Having a somewhat perverse sense of humor, I found it somewhat amusing that the 1% paid astronomical sums for and presumably sometimes drank the same wine that the other 99% of us drink. However, neither the judge nor the prosecutor (nor certainly the defendant and his lawyer) viewed the sentencing proceeding as a laughing matter.
To be sure, a $28 million fraud is a serious matter deserving serious punishment. Additionally, the judge seemed to view the crime in part as a public safety violation, declaring "The public at large needs to know our food and drinks are safe, -- and not some potentially unsafe homemade witch's brew," even though this was hardly a contaminated baby food case.
At the sentencing hearing, Kurniawan's attorney argued, reasonably I believe, that his client should be treated somewhat less severely since the victims were exceedingly wealthy. That argument provoked the prosecutor to the Captain Renault-like response that it was "quite shocking" for a lawyer to argue for a different standard for theft from the rich than from the poor.
That retort reminded me of Anatole France's immortal line (although not directly on point), "The law, in its majestic equality, forbids rich and poor alike to sleep under bridges, beg in the streets or steal bread." In my view, a sentencing judge should certainly consider in sentencing the extent of damage to the victim(s). A fraudster who steals a million dollars from a billionaire, notwithstanding the Sentencing Guidelines' overemphasis on absolute figures, should (all things being equal) not deserve as harsh a sentence as one who steals the same amount if it were the entire life savings of a senior citizen.
Prosecutors, when fraud victims are pensioners and widows, argue, I believe reasonably, that the judge should consider the degree of suffering of the victims. Indeed, every seasoned white-collar trial lawyer knows that in a multi-victim fraud case the government is likely to call as "representative" witnesses those most sympathetic victims for whom the monetary loss was most damaging.

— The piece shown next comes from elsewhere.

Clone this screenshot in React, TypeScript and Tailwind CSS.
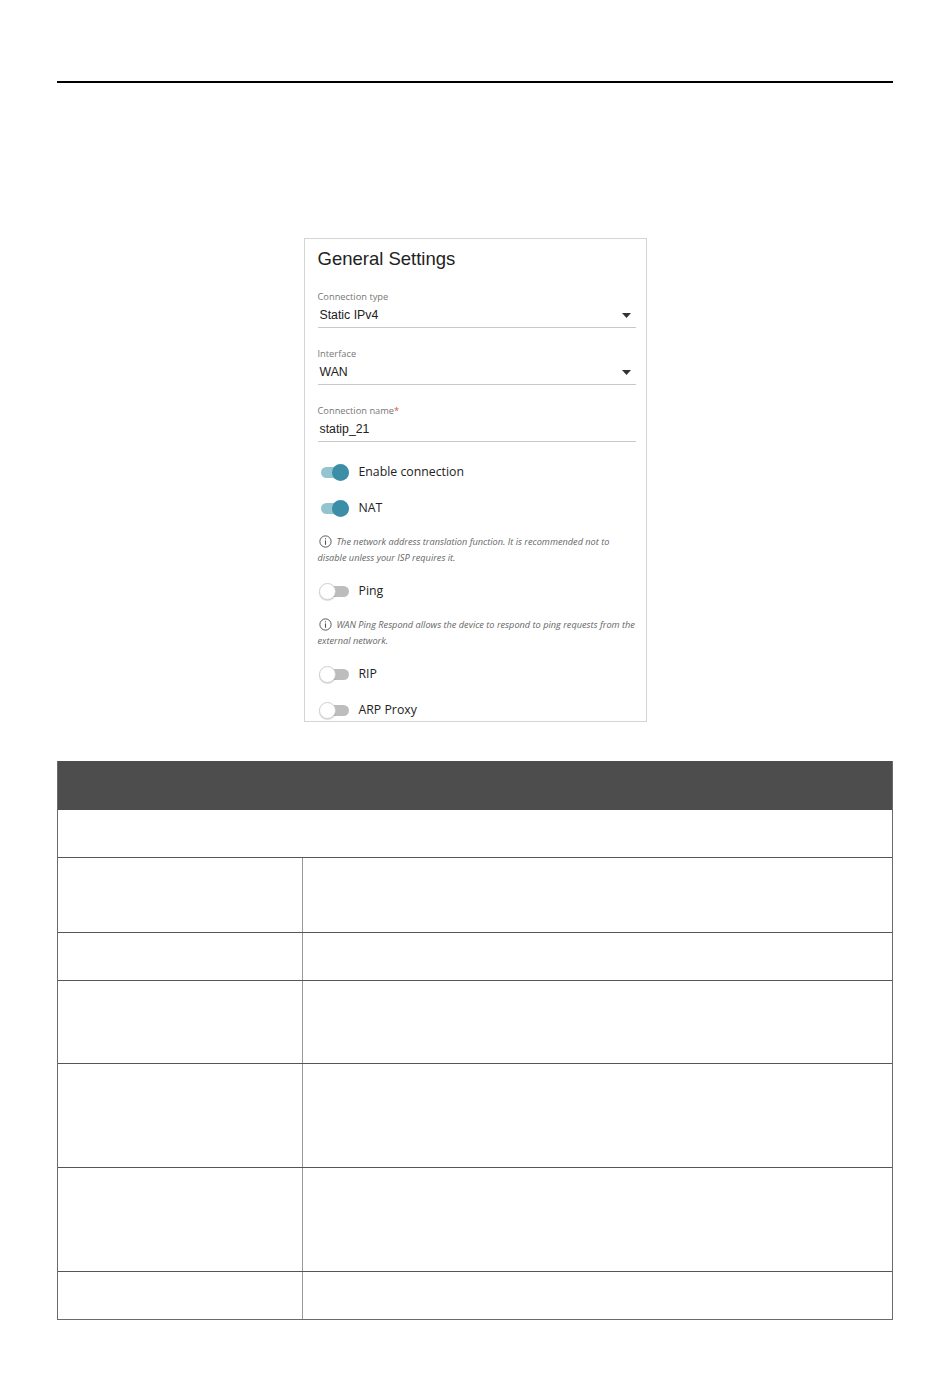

I assume that the prosecutor will get over his "shock" when he prosecutes a fraud case where a less than affluent victim's life savings are stolen. I further assume he will not argue that the judge should impose the same sentence she would if the victim were a billionaire for whom the loss figure might be pocket change.
Tuesday, August 12, 2014
As I mentioned in my post last week, I moderated a roundtable discussion at this year's ABA annual meeting entitled Navigating the White Collar Crime Landscape in China. While the discussion included many unique and interesting insights into current trends and challenges in the field of white collar crime in China, I thought I might share just a few of the themes we heard from participants.
First, according to our participants, we should expect to see a continued focus on anti-corruption enforcement actions by both the United States and China. Second, it is important to note that China has begun focusing on the prosecution of high-level corporate employees, not just low-level employees and the corporation. Third, we should anticipate that China will continue to expand its anti-corruption mission, including directing more attention towards U.S. entities. In this regarding, it was also predicted that China may soon explore the adoption of an anti-corruption statute with extraterritorial jurisdiction to assist it in undertaking a broader anti-corruption mission similar to the U.S. This might mean we will soon see a Chinese version of the FCPA. Finally, several of our panelists noted that China is increasing its focus on data privacy and state secrets laws, including enforcing such laws against foreigners more vigorously.
Regarding this last theme from the discussion, I'll note that on the morning of our program two corporate investigators in China, one from the UK and the other from the U.S., were found guilty of purchasing private information regarding Chinese citizens. The pair, who are married, were well known in the internal investigation community in China and regularly performed work for large U.S. corporations, including GlaxoSmithKline. According to the charges, the pair violated Chinese law by illegally acquiring personal information on Chinese citizens and then selling that information to their clients. The first defendant, Peter Humphrey, was sentenced to two and a half years in prison. The second defendant, Yu Yingzeng, was sentenced to two years in prison. Those who perform due diligence and internal investigation work in China are keeping a close eye on this and related matters. You can read more about the prosecution in The Wall Street Journal.
Friday, August 1, 2014
New Article by Professor Lucian Dervan - White Collar Over-Criminalization: Deterrence, Plea Bargaining, and the Loss of Innocence published in 101 Kentucky Law Journal. The abstract states:
Overcriminalization takes many forms and impacts the American criminal justice system in varying ways. This article focuses on a select portion of this phenomenon by examining two types of overcriminalization prevalent in white collar criminal law. The first type of over criminalization discussed in this article is Congress’s propensity for increasing the maximum criminal penalties for white collar offenses in an effort to punish financial criminals more harshly while simultaneously deterring others. The second type of overcriminalization addressed is Congress’s tendency to create vague and overlapping criminal provisions in areas already criminalized in an effort to expand the tools available to prosecutors, increase the number of financial criminals prosecuted each year, and deter potential offenders. While these new provisions are not the most egregious examples of the overcriminalization phenomenon, they are important to consider due to their impact on significant statutes. In fact, they typically represent some of the most commonly charged offenses in the federal system.
Through examination of the Sarbanes-Oxley Act of 2002 and examples of these two types of over criminalization within that law, this article seeks to understand whether new crimes and punishments really achieve their intended goals and, if not, what this tells us about and means for the over criminalization debate and the criminal justice system as a whole.